Così, la bandiera repubblicana è stata sostituita da quella del monolitico monoteismo islamista. Ogni edificio pubblico di Kabul accoglie il drappo bianco ornato di shadada, la scritta che equivale alla professione di fede islamica. Eppure, bandiera diversa, stesse istituzioni, identica macchina burocratica. La differenza era che prima quella macchina era alimentata dall’occidente. Il gioco vale la candela? Forse sì per chi aveva bisogno di foraggiare l’idea che la democrazia, seppur esportata con le armi, funzionasse sempre. Tuttavia, questo non ha fatto che deteriorare, giorno dopo giorno, il legame tra politica e cittadinanza. In compenso, però, molti afghani e stranieri si sono riempiti le tasche.

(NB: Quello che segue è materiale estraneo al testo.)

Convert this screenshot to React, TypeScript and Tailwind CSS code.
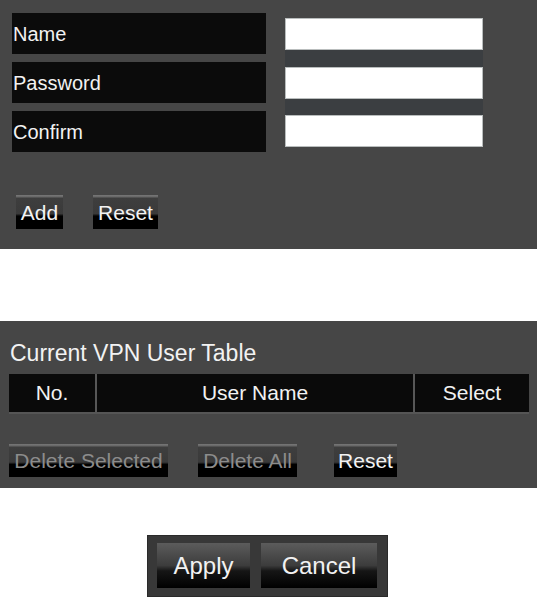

Dal suo canto, la diplomazia euro-atlantica ha preso le sue contromisure, adottando strategie di rappresaglia economica. Ad esempio, sono stati congelati tutti i fondi della Banca Centrale Afghana, tramite un ordine esecutivo unilaterale dell’ex presidente USA, Joe Biden. Ecco perché, in questi tre anni, i talebani da un lato hanno dovuto trovare nuovi rubinetti che offrissero liquidità; dall’altro, hanno dovuto spremere all’osso quelli già esistenti. Quindi: tasse, controllo dei posti di confine, dogane, concessioni minerarie, lobbying sugli imprenditori locali e regionali, commercio illecito ecc.
Di certo, se è vero che l’Emirato attualmente riesce a reggere in piedi uno Stato con funzionalità minime e capacità ridotte è altrettanto vero che la pressione della debolezza finanziaria presto potrebbe farsi sentire, alienando così ancora di più la popolazione dal governo centrale. Se il governo è incapace di pagare in modo continuativo persino i salari degli impiegati pubblici, quanto ancora potrà bastare la retorica delle responsabilità disattese dell’occidente?